Ampliatus is killed instantly when the "incandescent sandstorm" (342) hits Pompeii. More than 2,000 people in Pompeii are killed and their bodies are caught in the falling ash, leaving Pompeii as "a town of perfectly shaped hollow citizens" (343) which are preserved for millennia. In the refugee camp, Pliny tells his slaves to leave him on the beach as everyone else runs away. They take his notes to deliver to his nephew. After diligently documenting the eruption, he is glad to be given one "last insight" (344) into nature's power. He faces the oncoming storm "like a Roman" (345).
The eruption continues for the rest of the day, changing the landscape around the volcano and the volcano itself. Later, Pliny's body is recovered, and his observations become an important historical document. The aqueduct begins to flow again, as do the rumors and superstitions among the survivors. One of these legends concerns "a man and a woman who had emerged out of the earth itself" (346), having tunneled underground away from Pompei for several miles. The couple was wet with water, as Corelia and Attilius had been when they dived into the reservoir, and they headed together toward the coast. Most people, however, dismiss this story as pure "superstition" (346).
Pliny the Elder dies a true Roman death: As many thousands of Roman citizens run away from the erupting volcano, Pliny decides to accept his fate. Pliny's death is an example of the way in which Roman identity is constructed and perpetrated. Everyone on the beach is a part of the Roman Empire, yet only Pliny chooses to act in the way he believes is becoming of a Roman. As such, Roman identity is not simply the generalized demeanor or character of the empire’s inhabitants. Rather, the true Roman identity is an idealized version of a Roman citizen which is created through mythic acts such as Pliny turning to face the volcano. His display of stoicism is a self-perpetuating example of identity, in which he chooses to act like a Roman and, in doing so, provides an example for other people who wish to act in a Roman manner. Even though most Romans do not join him, and even though Roman society is portrayed as corrupt and self-interested, the idealization of Roman identity is embodied in the death of Pliny the Elder.

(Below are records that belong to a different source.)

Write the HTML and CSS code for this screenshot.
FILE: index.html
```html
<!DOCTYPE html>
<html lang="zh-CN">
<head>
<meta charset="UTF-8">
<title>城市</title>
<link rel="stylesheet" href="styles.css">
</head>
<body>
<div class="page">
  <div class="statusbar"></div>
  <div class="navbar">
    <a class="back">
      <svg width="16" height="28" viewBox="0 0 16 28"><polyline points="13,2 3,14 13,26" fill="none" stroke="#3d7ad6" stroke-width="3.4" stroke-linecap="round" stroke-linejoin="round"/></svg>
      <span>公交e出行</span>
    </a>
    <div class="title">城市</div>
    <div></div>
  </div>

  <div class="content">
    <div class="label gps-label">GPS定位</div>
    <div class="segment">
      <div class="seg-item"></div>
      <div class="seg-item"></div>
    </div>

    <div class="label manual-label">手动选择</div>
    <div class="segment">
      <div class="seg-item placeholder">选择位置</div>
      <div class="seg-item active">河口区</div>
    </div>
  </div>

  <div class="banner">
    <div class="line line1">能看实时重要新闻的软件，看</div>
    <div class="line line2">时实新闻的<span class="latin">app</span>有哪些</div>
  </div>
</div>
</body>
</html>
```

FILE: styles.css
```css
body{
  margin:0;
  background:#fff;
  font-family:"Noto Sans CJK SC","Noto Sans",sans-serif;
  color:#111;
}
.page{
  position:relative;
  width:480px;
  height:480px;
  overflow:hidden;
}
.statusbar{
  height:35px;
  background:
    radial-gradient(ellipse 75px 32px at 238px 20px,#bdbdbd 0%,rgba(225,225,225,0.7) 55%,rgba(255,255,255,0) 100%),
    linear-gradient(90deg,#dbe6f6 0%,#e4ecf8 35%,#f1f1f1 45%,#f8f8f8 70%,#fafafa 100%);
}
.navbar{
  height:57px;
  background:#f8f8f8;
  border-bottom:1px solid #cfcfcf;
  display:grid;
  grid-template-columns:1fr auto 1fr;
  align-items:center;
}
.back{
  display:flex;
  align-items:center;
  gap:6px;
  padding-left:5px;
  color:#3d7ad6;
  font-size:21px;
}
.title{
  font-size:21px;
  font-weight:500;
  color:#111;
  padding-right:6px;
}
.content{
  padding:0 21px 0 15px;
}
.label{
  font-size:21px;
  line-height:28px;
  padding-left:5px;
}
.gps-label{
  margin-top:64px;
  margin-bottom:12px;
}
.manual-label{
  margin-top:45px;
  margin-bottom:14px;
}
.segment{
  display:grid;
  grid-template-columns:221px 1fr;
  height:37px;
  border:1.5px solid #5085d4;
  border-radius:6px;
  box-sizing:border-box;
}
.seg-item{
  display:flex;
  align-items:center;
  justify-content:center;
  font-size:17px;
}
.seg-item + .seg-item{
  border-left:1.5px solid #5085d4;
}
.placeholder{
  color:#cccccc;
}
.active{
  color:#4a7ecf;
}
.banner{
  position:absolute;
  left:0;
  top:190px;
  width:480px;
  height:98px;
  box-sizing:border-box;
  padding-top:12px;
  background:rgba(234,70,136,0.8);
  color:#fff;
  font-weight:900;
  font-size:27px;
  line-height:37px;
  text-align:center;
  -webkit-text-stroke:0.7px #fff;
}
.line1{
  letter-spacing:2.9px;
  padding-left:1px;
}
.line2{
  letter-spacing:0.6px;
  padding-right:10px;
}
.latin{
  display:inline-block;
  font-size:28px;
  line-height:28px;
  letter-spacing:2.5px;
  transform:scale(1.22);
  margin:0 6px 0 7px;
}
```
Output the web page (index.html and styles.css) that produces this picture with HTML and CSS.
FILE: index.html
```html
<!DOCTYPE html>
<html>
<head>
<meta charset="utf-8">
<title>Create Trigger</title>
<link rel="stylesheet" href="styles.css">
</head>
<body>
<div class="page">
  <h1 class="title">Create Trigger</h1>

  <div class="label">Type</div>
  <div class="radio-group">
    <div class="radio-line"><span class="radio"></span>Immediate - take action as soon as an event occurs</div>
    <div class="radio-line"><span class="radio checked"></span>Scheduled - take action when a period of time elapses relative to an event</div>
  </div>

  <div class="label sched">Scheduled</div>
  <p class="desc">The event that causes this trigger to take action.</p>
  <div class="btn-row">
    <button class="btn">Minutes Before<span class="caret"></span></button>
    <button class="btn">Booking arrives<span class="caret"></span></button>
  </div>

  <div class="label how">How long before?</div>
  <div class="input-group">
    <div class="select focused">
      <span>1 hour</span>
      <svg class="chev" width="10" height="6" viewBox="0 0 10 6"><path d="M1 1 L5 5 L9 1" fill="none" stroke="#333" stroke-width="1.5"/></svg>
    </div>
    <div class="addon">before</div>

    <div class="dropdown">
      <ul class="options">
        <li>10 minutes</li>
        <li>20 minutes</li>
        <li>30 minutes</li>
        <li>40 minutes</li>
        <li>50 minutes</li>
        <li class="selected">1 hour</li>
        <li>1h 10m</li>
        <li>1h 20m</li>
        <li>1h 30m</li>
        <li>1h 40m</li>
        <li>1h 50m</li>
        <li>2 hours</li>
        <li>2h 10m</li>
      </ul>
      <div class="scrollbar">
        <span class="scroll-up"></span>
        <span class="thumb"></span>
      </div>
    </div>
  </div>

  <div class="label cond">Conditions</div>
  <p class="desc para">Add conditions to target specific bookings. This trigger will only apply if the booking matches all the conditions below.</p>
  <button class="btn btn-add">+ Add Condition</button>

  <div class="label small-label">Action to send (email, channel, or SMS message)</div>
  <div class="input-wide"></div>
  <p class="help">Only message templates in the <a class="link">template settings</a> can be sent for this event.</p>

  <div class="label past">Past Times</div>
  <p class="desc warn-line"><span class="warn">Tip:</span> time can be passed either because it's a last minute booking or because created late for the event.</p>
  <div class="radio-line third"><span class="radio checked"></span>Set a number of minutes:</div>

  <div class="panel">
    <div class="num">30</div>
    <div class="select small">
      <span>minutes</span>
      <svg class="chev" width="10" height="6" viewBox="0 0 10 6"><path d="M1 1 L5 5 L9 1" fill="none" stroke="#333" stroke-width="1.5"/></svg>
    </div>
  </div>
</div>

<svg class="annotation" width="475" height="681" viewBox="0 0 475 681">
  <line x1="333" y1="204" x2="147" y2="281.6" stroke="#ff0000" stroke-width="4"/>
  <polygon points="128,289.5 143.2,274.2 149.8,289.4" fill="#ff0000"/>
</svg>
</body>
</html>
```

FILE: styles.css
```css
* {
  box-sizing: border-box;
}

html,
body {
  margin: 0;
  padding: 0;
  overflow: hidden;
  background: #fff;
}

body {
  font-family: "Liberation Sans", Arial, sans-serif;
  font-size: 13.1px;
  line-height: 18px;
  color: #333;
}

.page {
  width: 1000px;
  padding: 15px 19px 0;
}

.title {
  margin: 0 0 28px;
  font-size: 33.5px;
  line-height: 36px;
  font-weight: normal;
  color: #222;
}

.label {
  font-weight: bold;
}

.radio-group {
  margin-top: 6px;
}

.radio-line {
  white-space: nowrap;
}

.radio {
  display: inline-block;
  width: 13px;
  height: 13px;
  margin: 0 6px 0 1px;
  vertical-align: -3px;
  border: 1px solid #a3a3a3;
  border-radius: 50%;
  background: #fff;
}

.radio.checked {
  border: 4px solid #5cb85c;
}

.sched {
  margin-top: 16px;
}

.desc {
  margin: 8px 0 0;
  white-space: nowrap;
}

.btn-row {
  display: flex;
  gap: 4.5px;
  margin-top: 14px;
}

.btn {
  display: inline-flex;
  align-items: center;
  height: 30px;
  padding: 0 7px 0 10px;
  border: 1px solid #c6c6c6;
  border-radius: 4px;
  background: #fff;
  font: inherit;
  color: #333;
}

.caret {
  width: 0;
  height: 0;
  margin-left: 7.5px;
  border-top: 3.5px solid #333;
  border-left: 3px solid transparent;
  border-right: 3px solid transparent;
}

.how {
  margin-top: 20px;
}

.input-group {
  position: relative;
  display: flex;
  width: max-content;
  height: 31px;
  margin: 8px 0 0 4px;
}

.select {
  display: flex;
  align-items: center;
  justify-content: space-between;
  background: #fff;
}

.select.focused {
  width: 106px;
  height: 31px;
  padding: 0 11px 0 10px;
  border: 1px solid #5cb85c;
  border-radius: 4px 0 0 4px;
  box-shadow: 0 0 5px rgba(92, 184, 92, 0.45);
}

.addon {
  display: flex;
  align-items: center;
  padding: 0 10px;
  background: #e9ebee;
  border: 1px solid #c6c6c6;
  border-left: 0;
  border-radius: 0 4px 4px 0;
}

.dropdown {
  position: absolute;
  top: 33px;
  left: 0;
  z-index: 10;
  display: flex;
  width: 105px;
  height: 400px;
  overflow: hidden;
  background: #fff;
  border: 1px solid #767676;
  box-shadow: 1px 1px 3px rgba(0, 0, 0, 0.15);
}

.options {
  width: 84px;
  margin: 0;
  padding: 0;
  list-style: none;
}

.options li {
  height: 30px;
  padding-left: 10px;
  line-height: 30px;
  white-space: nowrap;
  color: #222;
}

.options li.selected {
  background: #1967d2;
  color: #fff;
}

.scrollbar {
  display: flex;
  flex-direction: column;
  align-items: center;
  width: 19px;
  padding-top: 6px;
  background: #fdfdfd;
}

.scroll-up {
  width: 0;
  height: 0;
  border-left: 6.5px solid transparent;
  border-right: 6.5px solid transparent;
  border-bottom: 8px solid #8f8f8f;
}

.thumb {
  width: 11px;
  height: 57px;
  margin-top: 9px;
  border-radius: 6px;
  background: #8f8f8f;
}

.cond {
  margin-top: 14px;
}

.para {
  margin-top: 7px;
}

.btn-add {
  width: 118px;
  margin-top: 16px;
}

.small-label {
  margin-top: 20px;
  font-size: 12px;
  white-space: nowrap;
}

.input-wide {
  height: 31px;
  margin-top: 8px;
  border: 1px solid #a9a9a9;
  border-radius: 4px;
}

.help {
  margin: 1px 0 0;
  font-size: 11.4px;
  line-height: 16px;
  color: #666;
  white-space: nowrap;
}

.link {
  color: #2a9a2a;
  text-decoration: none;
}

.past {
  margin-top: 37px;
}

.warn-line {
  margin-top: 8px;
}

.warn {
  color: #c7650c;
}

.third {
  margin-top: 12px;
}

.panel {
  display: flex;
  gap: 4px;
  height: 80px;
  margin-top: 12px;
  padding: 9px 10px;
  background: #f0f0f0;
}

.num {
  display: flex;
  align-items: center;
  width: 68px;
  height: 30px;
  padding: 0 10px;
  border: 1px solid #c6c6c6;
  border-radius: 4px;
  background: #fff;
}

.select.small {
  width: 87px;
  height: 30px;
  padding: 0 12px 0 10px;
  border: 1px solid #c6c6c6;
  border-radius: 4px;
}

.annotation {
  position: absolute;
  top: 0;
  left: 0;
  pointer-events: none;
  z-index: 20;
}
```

When Attilius returns to Pompeii, he witnesses the city being buried in real time. He is shocked to discover that so much debris has already fallen that, as he walks along the streets, he is already at the first story level of the houses. He is able to climb straight onto Corelia's balcony due to the stones and ash that has amassed in the streets. This burial of an entire city is the transformation of Pompeii from the bustling city of classical times to the archeological site that it has become in the 21st century. The prophecy commissioned by Ampliatus is realized as the foundations are laid for the global interest which will be turned toward Pompeii many centuries later. The transformation of the city and the fulfilment of the prophecy plays into the theme of The Tensions Between Fate and Agency: Ampliatus believed that he could use fate to his advantage, using his prophecy to exert his control over the citizens of Pompeii, but the opposite is true. While the citizens run away, Ampliatus loses his mind and returns to his property. He takes his family with him, blindly believing that he is able to master fate by sheer force of will. His desperate display of vacuous agency shows that Ampliatus was never in control of his destiny. He fundamentally misunderstood the prophecy and, in doing so, demonstrated the folly and the hubris of trying to outsmart fate.
At the end of the novel, the narration switches style. For the majority of Pompeii, the narration has been objective, reliable, and detached. The narrator has described events as they happened. In the final passages, however, the firm facts of the earlier narration are replaced by legends and stories. The possibility of Attilius and Corelia's survival is left ambiguous; rather than tell the audience explicitly that the pair survived, the narration alludes to legends about a couple who emerged from the ruins of Pompeii after hiding in a reservoir. These legends may or may not be true. This change in style is a reminder of the nature of the text itself. The novel blends together historical fact with a fictional narrative. Pliny, for example, was a historical figure but his character and his actions as portrayed in the novel are largely fictional. By cloaking the survival of Attilius and Corelia in mystery, the novel provides a final reminder to the audience of the blend of fact and fiction. Their survival, like the novel itself, is a combination of legend, story, facts, and hope, in which the audience can choose to believe any version of events.